Classifier-free Guidance
- Conditional models take extra information as input such as class label c.
- The reverse process becomes \(p_{\theta}(x_{t-1}|x_t,c)\), where \(\epsilon_{\theta}\) and \(\Sigma_{\theta}\) are conditioned on \(c\).
-
Diffusion sampling procedure can be guided to sample \(x\) with high \(p(x|c)\) by:
\(\hat{\epsilon_{\theta}}(x_t,c)=\epsilon_{\theta}(x_t,\phi)+s.(\epsilon_{\theta}(x_t,c)-\epsilon_{\theta}(x_t,\phi))\) where \(s>1\) indicates the scale of guidance.
Latent Diffusion Models
- Training in high-resolution pixel space computationally prohibitive.
- Tackle with 2-stage approach:
- Learn an autoencoderthat compresses images into smaller spatial representations with a learned encoder \(E\).
- Train a diffusion mode of representations \(z=E(x)\) instead of diffusion model of images \(x\).
- New images generated by sampling a representation \(z\) from diffusion model and decoding it to an image with the learned decoder \(x=D(z)\).
Design Space
Patchify
- Input is spatial representation \(z\).
- First layer is “patchify:
- Converts spatial input into a sequence of Tokens.

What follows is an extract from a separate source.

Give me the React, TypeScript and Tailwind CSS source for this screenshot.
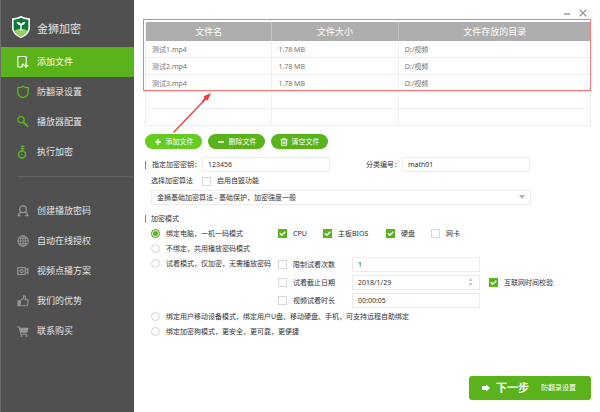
import { useState } from "react";
import type { ReactNode } from "react";

const files = [
  { name: "测试1.mp4", size: "1.78 MB", dir: "D:/视频" },
  { name: "测试2.mp4", size: "1.78 MB", dir: "D:/视频" },
  { name: "测试3.mp4", size: "1.78 MB", dir: "D:/视频" },
  { name: "", size: "", dir: "" },
  { name: "", size: "", dir: "" },
];

function Icon({ children }: { children: ReactNode }) {
  return (
    <svg
      viewBox="0 0 12 14"
      className="h-3.5 w-3 shrink-0"
      fill="none"
      stroke="currentColor"
      strokeWidth="1.1"
      aria-hidden="true"
    >
      {children}
    </svg>
  );
}

const steps = [
  {
    label: "添加文件",
    icon: (
      <Icon>
        <path d="M5.5 12H1.6a.8.8 0 0 1-.8-.8V2.3a.8.8 0 0 1 .8-.8h6.8a.8.8 0 0 1 .8.8v6.2M5.2 12V9.2h2" />
        <path d="M6.6 10.6h4.8M9 8.2v4.8" strokeWidth="1.3" />
      </Icon>
    ),
  },
  {
    label: "防翻录设置",
    icon: (
      <Icon>
        <path
          d="M6 1.2C4.8 2.2 3 2.6.9 2.6v4.8c0 2.7 2.3 4.4 5.1 5.3 2.8-.9 5.1-2.6 5.1-5.3V2.6C9 2.6 7.2 2.2 6 1.2z"
          strokeWidth="1.3"
        />
      </Icon>
    ),
  },
  {
    label: "播放器配置",
    icon: (
      <Icon>
        <circle cx="4" cy="4.8" r="3.1" strokeWidth="1.3" />
        <path d="M6.3 7.2l4.9 4.6" strokeWidth="1.8" />
      </Icon>
    ),
  },
  {
    label: "执行加密",
    icon: (
      <Icon>
        <circle cx="5" cy="9.5" r="3.5" strokeWidth="1.4" />
        <circle cx="5" cy="9.5" r=".8" fill="currentColor" stroke="none" />
        <path d="M5 6.5V.6M5 1.4h2.4M5 3.8h2.4" strokeWidth="1.4" />
      </Icon>
    ),
  },
];

const links = [
  {
    label: "创建播放密码",
    icon: (
      <Icon>
        <circle cx="6" cy="5.3" r="3.4" strokeWidth="1.3" />
        <path
          d="M4.2 8.2C2.5 8.9 1.5 9.900 1.100 11.600h2.700M7.800 8.200c1.700.7 2.700 1.700 3.100 3.400H8.200"
          strokeWidth="1.3"
        />
      </Icon>
    ),
  },
  {
    label: "自动在线授权",
    icon: (
      <Icon>
        <circle cx="6" cy="7" r="5.2" strokeWidth="1.1" />
        <ellipse cx="6" cy="7" rx="2.5" ry="5.2" strokeWidth=".9" />
        <path d="M6 1.8v10.4M.8 7h10.4M1.6 4.3h8.8M1.6 9.7h8.8" strokeWidth=".9" />
      </Icon>
    ),
  },
  {
    label: "视频点播方案",
    icon: (
      <Icon>
        <path d="M.8 3.5h7.4v7H.8z" />
        <circle cx="4.5" cy="7" r="1.6" />
        <path d="M8.4 6.3l2.5-2v5.4l-2.5-2" />
      </Icon>
    ),
  },
  {
    label: "我们的优势",
    icon: (
      <Icon>
        <path d="M.5 6.2h3.4v6H.5z" fill="currentColor" stroke="none" />
        <path d="M4.3 6.2L6.6 4V1.9c1.6-.4 2.300.9 1.500 3.800h2.700c.6 2.400.3 4.400-.6 6H4.300" />
      </Icon>
    ),
  },
  {
    label: "联系购买",
    icon: (
      <Icon>
        <path d="M.2 2.7h1.900l1.700 7.600h6.400" />
        <path d="M2.3 3.8h9.300l-1.300 5H3.500z" fill="currentColor" stroke="none" />
        <circle cx="4.5" cy="11.9" r="1" fill="currentColor" stroke="none" />
        <circle cx="9.5" cy="11.9" r="1" fill="currentColor" stroke="none" />
      </Icon>
    ),
  },
];

function Check({ label, on = false }: { label: string; on?: boolean }) {
  return (
    <label className="flex items-center gap-1.5 whitespace-nowrap">
      <span className="relative h-[9px] w-[9px] shrink-0">
        <input
          type="checkbox"
          defaultChecked={on}
          className="peer block h-[9px] w-[9px] appearance-none border border-[#d8d8d8] bg-white checked:border-[#5ab31a] checked:bg-[#5ab31a]"
        />
        <svg
          viewBox="0 0 9 9"
          className="pointer-events-none absolute inset-0 hidden h-[9px] w-[9px] peer-checked:block"
          fill="none"
          stroke="white"
          strokeWidth="1.4"
          aria-hidden="true"
        >
          <path d="M1.8 4.3l2 2 3.500-3.500" />
        </svg>
      </span>
      {label}
    </label>
  );
}

function Mode({ label, on = false }: { label: string; on?: boolean }) {
  return (
    <label className="flex h-[15px] items-center gap-1.5 whitespace-nowrap">
      <input
        type="radio"
        name="mode"
        defaultChecked={on}
        className="h-[9px] w-[9px] shrink-0 appearance-none rounded-full border border-[#d4d4d4] bg-white checked:border-[#5ab31a] checked:bg-[#5ab31a] checked:shadow-[inset_0_0_0_1px_white]"
      />
      {label}
    </label>
  );
}

const field =
  "h-[15px] w-32 border border-[#ececec] bg-white px-[5px] text-[7px] leading-3 text-[#333] outline-none";
const pill =
  "flex h-[15px] w-[57px] items-center justify-center gap-1 rounded-full text-[7px] leading-3 text-white";
const cell = "h-[17px] border-r border-b border-[#efefef] p-0 pt-0.5 pl-1.5";

export default function App() {
  const [active, setActive] = useState("添加文件");

  return (
    <div className="flex min-h-screen bg-white font-['Noto_Sans','Noto_Sans_CJK_SC',sans-serif] text-[7px] leading-3 text-[#333]">
      <aside className="w-[134px] shrink-0 border-l border-[#6c6c6c] bg-[#505050] text-[#e4e4e4]">
        <header className="flex h-[47px] items-center gap-1.5 pt-1.5 pl-2.5">
          <svg viewBox="0 0 20 24" className="h-6 w-5" aria-hidden="true">
            <path
              d="M10 .8C7.8 2.500 4.500 3.200 1 3.200v9.300c0 5 4 8.500 9 10.700 5-2.200 9-5.700 9-10.700V3.200c-3.500 0-6.800-.7-9-2.400z"
              fill="#fff"
            />
            <path
              d="M10 2.600C7.900 4 5.300 4.700 2.600 4.800v7.700c0 4 3.200 7 7.400 8.900 4.200-1.900 7.400-4.900 7.400-8.900V4.800C14.700 4.700 12.100 4 10 2.600z"
              fill="#0b7a3c"
            />
            <path d="M3.400 15.800c3.600-2.700 9.600-2.700 13.200 0-1.300 2.400-3.700 4.300-6.600 5.600-2.900-1.300-5.300-3.200-6.600-5.600z" fill="#9bd05c" />
            <path
              d="M9.300 15.500V10.300C7.300 10 6 8.900 5.700 6.900c2 0 3.600.5 4.300 2 .7-1.500 2.300-2 4.300-2-.3 2-1.600 3.100-3.600 3.400v5.200z"
              fill="#fff"
            />
          </svg>
          <h1 className="pt-1 text-[11px] leading-4">金狮加密</h1>
        </header>
        <nav className="text-[9px]">
          {steps.map((s) => (
            <button
              key={s.label}
              type="button"
              onClick={() => setActive(s.label)}
              className={
                active === s.label
                  ? "flex h-[30px] w-full items-center gap-2 bg-[#5ab31a] pl-4 text-white"
                  : "flex h-[30px] w-full items-center gap-2 pl-4"
              }
            >
              <span className={active === s.label ? "text-white" : "text-[#5cb81c]"}>{s.icon}</span>
              {s.label}
            </button>
          ))}
          <hr className="mt-[9px] mb-[19px] ml-4 border-[#626262]" />
          {links.map((l) => (
            <a key={l.label} href="#" className="flex h-[30px] items-center gap-2 pl-4">
              <span className="text-[#959595]">{l.icon}</span>
              {l.label}
            </a>
          ))}
        </nav>
      </aside>

      <main className="flex min-w-0 flex-1 flex-col pr-[9px] pb-3 pl-[11px]">
        <div className="flex h-[22px] items-center justify-end gap-2 pt-1 pr-1 text-[#999]">
          <button type="button" aria-label="最小化">
            <svg viewBox="0 0 8 8" className="h-2 w-2" stroke="currentColor" strokeWidth="1.5">
              <path d="M1 5h6" />
            </svg>
          </button>
          <button type="button" aria-label="关闭">
            <svg viewBox="0 0 8 8" className="h-2 w-2" stroke="currentColor" strokeWidth="1.3">
              <path d="M.8.8l6.400 6.400M7.200.8L.8 7.200" />
            </svg>
          </button>
        </div>

        <div className="relative">
          <table className="w-full table-fixed border-separate border-spacing-0 border-l border-[#efefef] text-left text-[#777]">
            <colgroup>
              <col className="w-[28.4%]" />
              <col className="w-[28.4%]" />
              <col />
            </colgroup>
            <thead>
              <tr className="bg-[#aeaeae] text-center text-[9px] text-white">
                <th className="h-[19px] border-r border-[#c4c4c4] p-0 font-normal">文件名</th>
                <th className="border-r border-[#c4c4c4] p-0 font-normal">文件大小</th>
                <th className="p-0 font-normal">文件存放的目录</th>
              </tr>
            </thead>
            <tbody>
              {files.map((f, i) => (
                <tr key={i}>
                  <td className={cell}>{f.name}</td>
                  <td className={cell}>{f.size}</td>
                  <td className={cell}>{f.dir}</td>
                </tr>
              ))}
            </tbody>
          </table>
          <div className="pointer-events-none absolute -top-[3px] right-0 -left-[2px] h-[72px] border border-[#ff7474]" />
          <svg
            viewBox="0 0 42 44"
            className="pointer-events-none absolute top-[68px] left-[27px] h-11 w-[42px]"
            aria-hidden="true"
          >
            <path d="M1.5 42.5L34 8.500" stroke="#f23b3b" strokeWidth="1.3" />
            <path d="M39 3l-7.500 3.200 1 1.500-3.700 5.500 5.400-3.700 1.500 1z" fill="#f23b3b" />
          </svg>
        </div>

        <div className="mt-2 flex gap-1.5">
          <button type="button" className={`${pill} bg-[#66cc22]`}>
            <svg viewBox="0 0 8 8" className="h-2 w-2" stroke="currentColor" strokeWidth="1.4">
              <path d="M1 4h6M4 1v6" />
            </svg>
            添加文件
          </button>
          <button type="button" className={`${pill} bg-[#5ab31a]`}>
            <svg viewBox="0 0 8 8" className="h-2 w-2" stroke="currentColor" strokeWidth="1.4">
              <path d="M1 4h6" />
            </svg>
            删除文件
          </button>
          <button type="button" className={`${pill} bg-[#5ab31a]`}>
            <svg viewBox="0 0 8 8" className="h-2 w-2" fill="none" stroke="currentColor">
              <path d="M.5 1.8h7M2.800 1.500V.6h2.400v.9M1.500 2v5.300h5V2M3.200 3.400v2.600M4.800 3.400v2.600" />
            </svg>
            清空文件
          </button>
        </div>

        <form className="mt-2" onSubmit={(e) => e.preventDefault()}>
          <div className="flex items-center">
            <span className="h-2 w-px bg-[#5ab31a]" />
            <label htmlFor="key" className="w-[51px] pl-1.5 whitespace-nowrap">
              指定加密密钥：
            </label>
            <input id="key" defaultValue="123456" className={`${field} ml-[5px]`} />
            <label htmlFor="category" className="ml-9 w-9 whitespace-nowrap">
              分类编号：
            </label>
            <input id="category" defaultValue="math01" className={field} />
          </div>
          <div className="flex h-[18px] items-center gap-[7px] pl-1.5">
            <label htmlFor="algorithm" className="w-11 whitespace-nowrap">
              选择加密算法
            </label>
            <Check label="启用自毁功能" />
          </div>
          <div className="relative ml-1.5 w-[380px]">
            <select
              id="algorithm"
              className="block h-[15px] w-full appearance-none border border-[#ececec] bg-white px-[5px] text-[7px] leading-3 outline-none"
            >
              <option>金狮基础加密算法 - 基础保护，加密强度一般</option>
            </select>
            <svg
              viewBox="0 0 6 4"
              className="pointer-events-none absolute top-[5px] right-1.5 h-1 w-1.5"
              fill="#b4b4b4"
              aria-hidden="true"
            >
              <path d="M0 0h6L3 4z" />
            </svg>
          </div>

          <fieldset className="mt-1.5">
            <legend className="float-left flex h-[15px] w-full items-center gap-[5px]">
              <span className="h-2 w-px bg-[#5ab31a]" />
              加密模式
            </legend>
            <div className="clear-both pl-1.5">
              <div className="flex">
                <div className="w-[127px]">
                  <Mode label="绑定电脑，一机一码模式" on />
                </div>
                <div className="flex items-center">
                  <div className="w-[45px]">
                    <Check label="CPU" on />
                  </div>
                  <div className="w-[63px]">
                    <Check label="主板BIOS" on />
                  </div>
                  <div className="w-[45px]">
                    <Check label="硬盘" on />
                  </div>
                  <Check label="网卡" />
                </div>
              </div>
              <Mode label="不绑定，共用播放密码模式" />
              <div className="flex">
                <div className="w-[127px]">
                  <Mode label="试看模式，仅加密，无需播放密码" />
                </div>
                <div className="grid grid-cols-[74px_128px_auto] items-center gap-y-[3px] py-px">
                  <Check label="限制试看次数" />
                  <input aria-label="限制试看次数" defaultValue="1" className={field} />
                  <span />
                  <Check label="试看截止日期" />
                  <div className="relative h-[15px]">
                    <input aria-label="试看截止日期" defaultValue="2018/1/29" className={`${field} block`} />
                    <svg
                      viewBox="0 0 5 8"
                      className="absolute top-[3px] right-[7px] h-2 w-[5px]"
                      fill="#b4b4b4"
                      aria-hidden="true"
                    >
                      <path d="M.5 2.800h4L2.500.5zM.5 5.200h4L2.500 7.500z" />
                    </svg>
                  </div>
                  <div className="pl-[9px]">
                    <Check label="互联网时间校验" on />
                  </div>
                  <Check label="视频试看时长" />
                  <input aria-label="视频试看时长" defaultValue="00:00:05" className={field} />
                </div>
              </div>
              <Mode label="绑定用户移动设备模式，绑定用户U盘、移动硬盘、手机，可支持远程自助绑定" />
              <Mode label="绑定加密狗模式，更安全，更可靠，更便捷" />
            </div>
          </fieldset>
        </form>

        <footer className="mt-auto flex justify-end">
          <button
            type="button"
            className="flex h-6 w-[122px] items-center rounded-[3px] bg-[#5ab31a] pl-[13px] text-white"
          >
            <svg viewBox="0 0 8 8" className="h-2 w-2" fill="currentColor" aria-hidden="true">
              <path d="M0 2h4V.4L8 4 4 7.600V6H0z" />
            </svg>
            <strong className="ml-1.5 text-[11px] leading-4">下一步</strong>
            <span className="ml-3">防翻录设置</span>
          </button>
        </footer>
      </main>
    </div>
  );
}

- by linearly embedding each patch in the input.
DiT block design
- 4 variants of transformer blocks that process conditional inputs differently:
-
In-context conditioning: Append vectors embeddings of \(t\) and \(c\) as two additional tokens in the input sequence.
-
Cross-attention block: Concatenate embeddings of \(t\) and \(c\) into a length-two sequence. Add a multi-head cross attention b/w this sequence and output of self-attention block.
-
Adaptive layer norm (adaLN) block: Use Adaptive layer normalization. Regress dimensionwise scale and shift params, \(\gamma\) and \(\beta\) from the sum of embedding vectors of \(t\) and \(c\).
-
adaLN-Zero block: Regress dimensionwise scaling parameters \(\alpha\) applied before any residual connection. Initialize the MLP to output zero-vector for all \(\alpha\), initializing the full-DiT block as identity fucntion.
-
Model Size
- A sequence of \(N\) DiT blocks, each with hidden dimension \(d\).
- 4 configs: DiT-S, DiT-B, DiT-L DiT-XL.
Transformer decoder
- DiT gives a sequence of image tokens.
- We need to convert it into output noise and diagonal covariance prediction.
- Use standard linear decoder.
- Apply final layer norm and linearly decode each token into a \(p\times p\times 2C\) tensor, where \(C\) is the number of channels in the spatial input.
- Finally rearrange the decoded tokens into original spatial layout to get predicted noise and covariance.
Experimental Setup
- Models named according to config and latent patch size \(p\), example, DiT-XL/2 refers to the XLarge Config and p=2.
Training
- Train at 256 x 256 and 512 x 512 resolution.
- Imagenet Dataset
- Initialize final layer with zeros and standard weight initialization techiniques from ViT otherwise.
- AdamW.
- Constant learning rate of \(1\times10^{-4}\), no weight decay and batch size of 256.
- Data augmentation - Horizontal flips.
- Maintain exponential moving average(EMA) of DiT weights over training with a decay of 0.9999.
Diffusion
- Off-the-shelf pre-trained variational autoencoder model from Stable Diffusion.
- Downsmaple factor of 8.
- Retain diffusion hyperparameters from ADM (Ablated Diffusion Model).
- Use \(t_{max}=1000\) linear variance schedule ranging from \(1\times10^{-4}\) to \(2\times10^{-2}\).
- ADM’s parameterization of \(\Sigma_{\theta}\)
- ADM’s method for embedding timesteps and labels.
Evaluation
- Frechet Inception Distance (FID)
Experiments
DiT block design
Scaling model size and patch size
DiT Gflops
- In the exp where model size is constant and patch is decreased, total params are effectively unchanged.
- Only Gflops are increased.
- Indicating that saling model Gflops is key to improved performance.
Larger DiT models are more compute-efficient
- Training compute of model:
- Gflops . batch size . training steps . 3
- factor of 3 because backwad pass is twice as heavy as forward.
- Small models even when trained longer, eventually become compute-efficient.